Dass die Daten nach Aufbereitung auch von externen Anbietern genutzt werden, ist indes kein Selbstläufer. Es sollte daher hinterfragt werden, welche Daten am Markt und für Gäste interessant sein können und welche Art von Anwendungen daraus entwickelt werden können, damit die Arbeit an der Datenqualität auch im Verhältnis zu ihrem Aufwand steht und vor allen Dingen auch einen konkreten Anwendungsbezug aufweist. Dies ist deshalb von hoher Relevanz, weil diejenigen welche die Daten pflegen dann eine direkte Wirkung ihrer investierten Zeit sehen.
Synergien und Mehrkosten
Durch die Arbeiten, die damit verbunden sind die Daten zu öffnen, gehen weitere Effekte einher. Während die Daten aktuell sehr heterogen in einzelnen Datenbanksilos vorliegen ist es das Ziel, diese Datenbestände nicht nur lizenzrechtlich zu öffnen, sondern diese auch so bereitzustellen, dass die Möglichkeit gegeben ist, die Daten zu nutzen (Interoperabilität).
Die jetzigen Mehrkosten können sich also auszahlen, wenn dieser Prozess konsequent durchgeführt wird. Liegen die Datenbestände einer Destination dann so vor, dass sie interoperabel genutzt werden können, kann dies dazu führen, dass doppelter Pflegeaufwand entfällt und Daten mit Kooperationspartnern und benachbarten DMOen ausgetauscht werden.
Ein Web für alle
Open Data kann also mittel- bis langfristig dazu führen, dass es neben den Datenbeständen auf den großen und aktuell dominierenden Plattformen eine offene und maschinenlesbare Datenbasis gibt, die allen zur Verfügung steht. Ob die Daten dann aber auch von anderen genutzt werden, kann a priori nicht garantiert werden. Im Zweifel steigt also lediglich die Datenqualität auf den großen Plattformen. Je nach Perspektive wäre aber auch dieser Effekt nicht zwingend negativ.
Es lässt sich resümieren, dass mit der lizenzrechtlichen Öffnung der Daten sowie deren semantischer Auszeichnung strategische Fragen und Arbeiten verbunden sind, die es zu klären gilt. Aufgrund dieser aufwendigen und längerfristig angelegten Umsetzungs- und Realisierungsdauer könnte nun die Frage gestellt werden, ob der „Hype“ um Open Data nicht auf wieder vorbeigeht. Dass dies voraussichtlich nicht der Fall ist, fasst Tim Berners-Lee (Erfinder des World Wide Web) in einem wunderbaren Zitat zusammen:
„Data is a precious thing and will last longer than the systems themselves.“
Eric Horster
Fachhochschule Westküste
Eric Horster ist Professor an der Fachhochschule Westküste im Bachelor- und Masterstudiengang International Tourism Management (ITM) mit den Schwerpunktfächern Digitalisierung im Tourismus und Hospitality Management.
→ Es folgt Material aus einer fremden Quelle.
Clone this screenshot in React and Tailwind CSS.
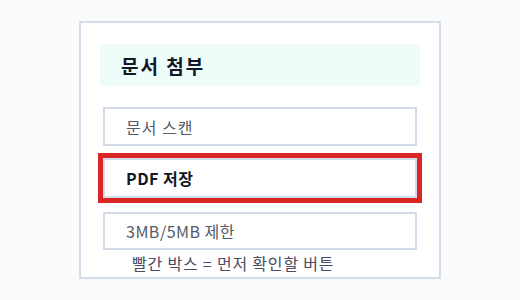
export default function App() {
  const font = { fontFamily: '"Noto Sans CJK KR", "Noto Sans", sans-serif' };
  return (
    <div className="w-[520px] h-[300px] bg-[#f8fafc] flex justify-center pt-[21px]" style={font}>
      <div className="w-[362px] h-[258px] border-2 border-[#d3dbe8] bg-white px-[19px] pt-[21px] flex flex-col">
        <div className="h-[42px] bg-[#effdfa] flex items-center pl-[21px]">
          <span className="text-[19px] font-bold leading-none tracking-[2px] text-[#111827]">문서 첨부</span>
        </div>
        <div className="mx-[3px] mt-[21px] h-[39px] border-2 border-[#d3dbe8] flex items-center pl-[21px] text-[16px] tracking-[1px] text-[#555a66]">
          문서 스캔
        </div>
        <div className="mx-[3px] mt-[12px] h-[40px] border-2 border-[#d3dbe8] outline-[5px] outline-solid outline-[#dc2626] flex items-center pl-[21px] text-[16px] tracking-[0.5px] font-bold text-[#111827]">
          PDF 저장
        </div>
        <div className="mx-[3px] mt-[14px] h-[38px] border-2 border-[#d3dbe8] flex items-center pl-[21px] text-[16px] tracking-[0.5px] text-[#555a66]">
          3MB/5MB 제한
        </div>
        <div className="mt-[3px] pl-[32px] text-[16px] leading-[20px] tracking-[0.8px] text-[#4b4b63]">
          빨간 박스 = 먼저 확인할 버튼
        </div>
      </div>
    </div>
  );
}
Er ist Mitglied des Deutschen Instituts für Tourismusforschung.
Mehr zur Person unter: www.eric-horster.de
Elias Kärle
Universität Innsbruck
Elias Kärle ist Wissenschaftler an der Universität Innsbruck. In seiner Forschung beschäftigt er sich mit Knowledge Graphs, Linked Data und Ontologien. Als Vortragender referiert er meist zur Anwendung und Verbreitung semantischer Technologien im Tourismus.